Material for this task:
·····

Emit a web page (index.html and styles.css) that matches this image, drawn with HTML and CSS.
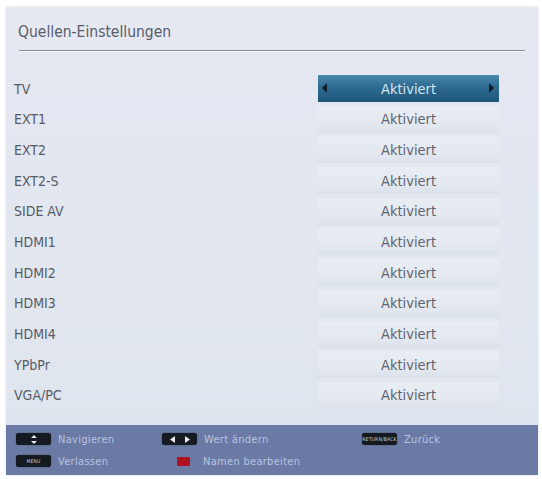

·····

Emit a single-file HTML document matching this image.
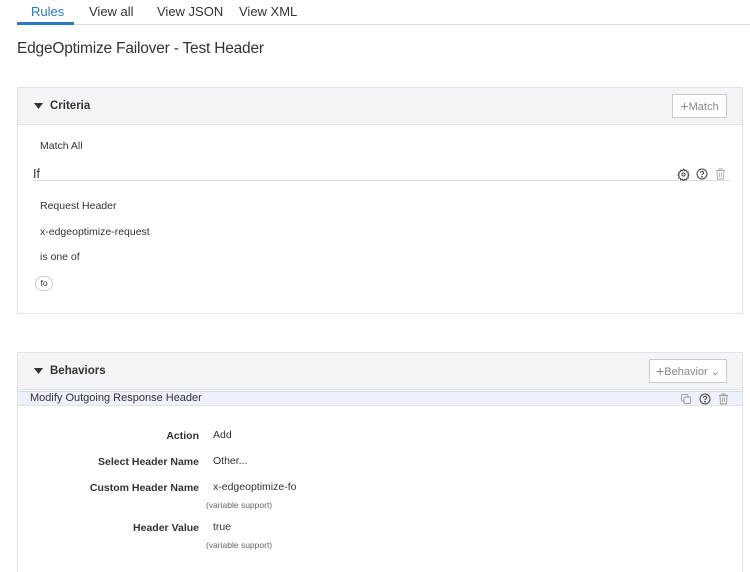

·····

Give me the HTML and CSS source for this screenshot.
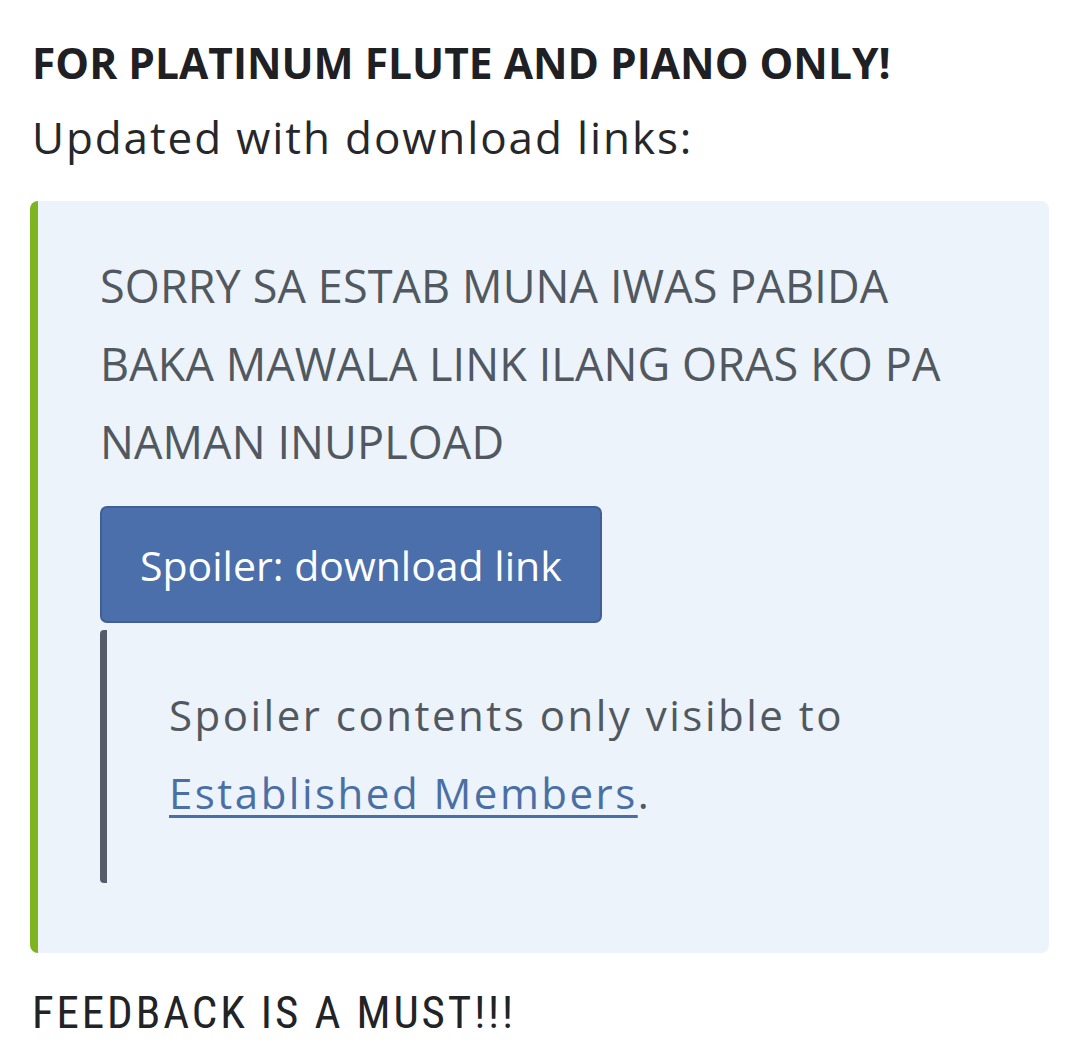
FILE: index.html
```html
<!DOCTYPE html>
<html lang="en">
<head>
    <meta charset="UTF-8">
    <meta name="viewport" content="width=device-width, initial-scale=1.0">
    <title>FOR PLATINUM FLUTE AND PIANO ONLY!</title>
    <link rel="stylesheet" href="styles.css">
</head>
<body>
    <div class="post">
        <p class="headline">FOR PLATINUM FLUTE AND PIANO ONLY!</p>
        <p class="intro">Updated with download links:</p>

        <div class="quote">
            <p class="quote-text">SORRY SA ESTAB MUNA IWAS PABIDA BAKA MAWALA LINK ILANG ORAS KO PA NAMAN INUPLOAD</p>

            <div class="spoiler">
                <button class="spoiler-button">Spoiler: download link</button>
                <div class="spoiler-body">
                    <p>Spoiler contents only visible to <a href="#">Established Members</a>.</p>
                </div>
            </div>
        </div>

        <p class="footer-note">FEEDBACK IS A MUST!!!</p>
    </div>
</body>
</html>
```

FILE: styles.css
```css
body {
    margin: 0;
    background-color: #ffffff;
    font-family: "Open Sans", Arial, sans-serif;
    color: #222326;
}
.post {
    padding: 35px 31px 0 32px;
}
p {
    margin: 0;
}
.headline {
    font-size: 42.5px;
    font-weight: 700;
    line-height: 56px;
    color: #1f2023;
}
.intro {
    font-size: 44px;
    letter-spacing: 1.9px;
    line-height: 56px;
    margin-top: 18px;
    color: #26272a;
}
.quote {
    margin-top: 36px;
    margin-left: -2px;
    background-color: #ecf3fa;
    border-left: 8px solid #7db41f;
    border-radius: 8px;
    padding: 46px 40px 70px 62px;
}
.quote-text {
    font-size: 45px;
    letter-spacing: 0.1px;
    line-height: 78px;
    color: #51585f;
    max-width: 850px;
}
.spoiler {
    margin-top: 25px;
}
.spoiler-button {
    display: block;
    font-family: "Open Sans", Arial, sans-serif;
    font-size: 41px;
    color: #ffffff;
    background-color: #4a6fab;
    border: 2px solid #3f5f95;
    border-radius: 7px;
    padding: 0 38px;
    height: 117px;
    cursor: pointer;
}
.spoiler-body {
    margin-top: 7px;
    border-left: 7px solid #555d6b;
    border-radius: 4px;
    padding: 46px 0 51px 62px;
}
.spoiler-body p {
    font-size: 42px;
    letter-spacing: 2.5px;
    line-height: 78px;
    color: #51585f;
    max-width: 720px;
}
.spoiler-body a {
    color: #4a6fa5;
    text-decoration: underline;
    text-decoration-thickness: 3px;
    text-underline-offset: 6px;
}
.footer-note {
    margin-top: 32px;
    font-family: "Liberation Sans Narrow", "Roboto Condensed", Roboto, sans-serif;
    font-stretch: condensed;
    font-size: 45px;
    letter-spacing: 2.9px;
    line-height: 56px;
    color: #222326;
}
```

·····

Exercise prompt: Write only the number of lines in the data above that include "styles".

Exercise result: 3